* Exercise goal: The listing below begins with the first line you should copy; stop after the line containing "import React from", and drop every picture.

* Information provided:
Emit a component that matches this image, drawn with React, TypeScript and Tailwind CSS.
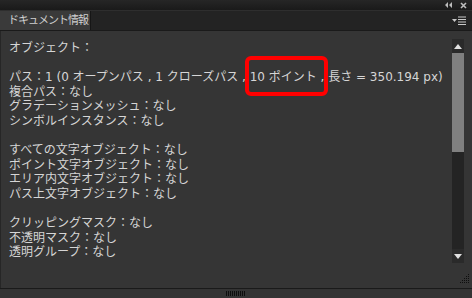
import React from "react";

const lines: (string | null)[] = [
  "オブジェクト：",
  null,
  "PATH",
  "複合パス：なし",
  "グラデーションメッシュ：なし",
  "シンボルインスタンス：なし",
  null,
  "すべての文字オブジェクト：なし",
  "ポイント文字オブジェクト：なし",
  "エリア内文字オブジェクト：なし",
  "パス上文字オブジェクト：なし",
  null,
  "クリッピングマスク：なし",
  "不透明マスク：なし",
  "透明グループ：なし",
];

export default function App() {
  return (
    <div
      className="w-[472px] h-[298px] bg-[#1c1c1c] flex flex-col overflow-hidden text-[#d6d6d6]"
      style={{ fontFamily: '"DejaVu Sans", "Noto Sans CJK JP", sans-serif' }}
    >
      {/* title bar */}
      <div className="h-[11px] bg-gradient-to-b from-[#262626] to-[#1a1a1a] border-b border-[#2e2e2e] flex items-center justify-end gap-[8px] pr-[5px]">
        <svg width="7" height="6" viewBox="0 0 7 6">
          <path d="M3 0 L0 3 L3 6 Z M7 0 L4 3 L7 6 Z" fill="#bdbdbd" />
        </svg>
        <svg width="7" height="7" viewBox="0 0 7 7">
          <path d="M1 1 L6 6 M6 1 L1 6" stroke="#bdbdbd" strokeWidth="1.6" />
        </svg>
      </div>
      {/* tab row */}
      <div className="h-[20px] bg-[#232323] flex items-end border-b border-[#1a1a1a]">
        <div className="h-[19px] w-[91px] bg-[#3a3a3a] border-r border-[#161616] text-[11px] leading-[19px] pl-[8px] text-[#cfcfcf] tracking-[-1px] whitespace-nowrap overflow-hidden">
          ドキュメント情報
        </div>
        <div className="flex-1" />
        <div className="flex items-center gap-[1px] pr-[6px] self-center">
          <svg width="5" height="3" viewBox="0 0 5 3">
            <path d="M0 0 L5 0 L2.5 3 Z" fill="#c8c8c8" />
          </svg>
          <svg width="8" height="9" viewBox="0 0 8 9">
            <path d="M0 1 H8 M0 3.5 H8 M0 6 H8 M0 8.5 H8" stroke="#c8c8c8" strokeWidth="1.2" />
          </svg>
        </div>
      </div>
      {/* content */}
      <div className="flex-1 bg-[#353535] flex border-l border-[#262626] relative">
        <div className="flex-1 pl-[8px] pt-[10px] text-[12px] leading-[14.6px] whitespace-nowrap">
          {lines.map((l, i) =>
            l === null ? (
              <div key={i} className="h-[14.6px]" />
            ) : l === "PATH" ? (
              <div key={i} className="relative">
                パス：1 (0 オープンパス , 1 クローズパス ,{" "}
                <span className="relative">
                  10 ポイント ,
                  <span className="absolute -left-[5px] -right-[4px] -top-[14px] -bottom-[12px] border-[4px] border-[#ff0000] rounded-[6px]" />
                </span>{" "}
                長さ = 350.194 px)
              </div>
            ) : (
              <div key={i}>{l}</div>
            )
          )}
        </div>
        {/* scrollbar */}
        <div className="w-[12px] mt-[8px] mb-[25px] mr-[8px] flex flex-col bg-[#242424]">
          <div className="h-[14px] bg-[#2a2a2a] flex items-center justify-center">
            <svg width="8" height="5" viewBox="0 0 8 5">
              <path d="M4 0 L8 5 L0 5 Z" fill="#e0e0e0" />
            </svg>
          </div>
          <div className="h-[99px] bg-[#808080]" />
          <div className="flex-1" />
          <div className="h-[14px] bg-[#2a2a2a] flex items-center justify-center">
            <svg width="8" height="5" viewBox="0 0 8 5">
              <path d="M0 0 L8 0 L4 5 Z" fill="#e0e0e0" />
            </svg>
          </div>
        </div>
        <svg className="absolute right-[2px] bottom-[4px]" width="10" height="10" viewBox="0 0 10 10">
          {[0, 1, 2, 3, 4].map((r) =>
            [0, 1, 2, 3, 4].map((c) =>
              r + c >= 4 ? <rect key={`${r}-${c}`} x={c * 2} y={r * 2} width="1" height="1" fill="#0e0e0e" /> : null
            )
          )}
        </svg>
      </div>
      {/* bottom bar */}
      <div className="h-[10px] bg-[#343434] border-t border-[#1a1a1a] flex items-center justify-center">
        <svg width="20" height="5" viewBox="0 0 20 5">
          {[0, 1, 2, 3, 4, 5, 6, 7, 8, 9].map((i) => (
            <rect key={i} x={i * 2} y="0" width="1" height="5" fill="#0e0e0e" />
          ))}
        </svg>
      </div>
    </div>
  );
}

* Response:
Emit a component that matches this image, drawn with React, TypeScript and Tailwind CSS.
import React from "react";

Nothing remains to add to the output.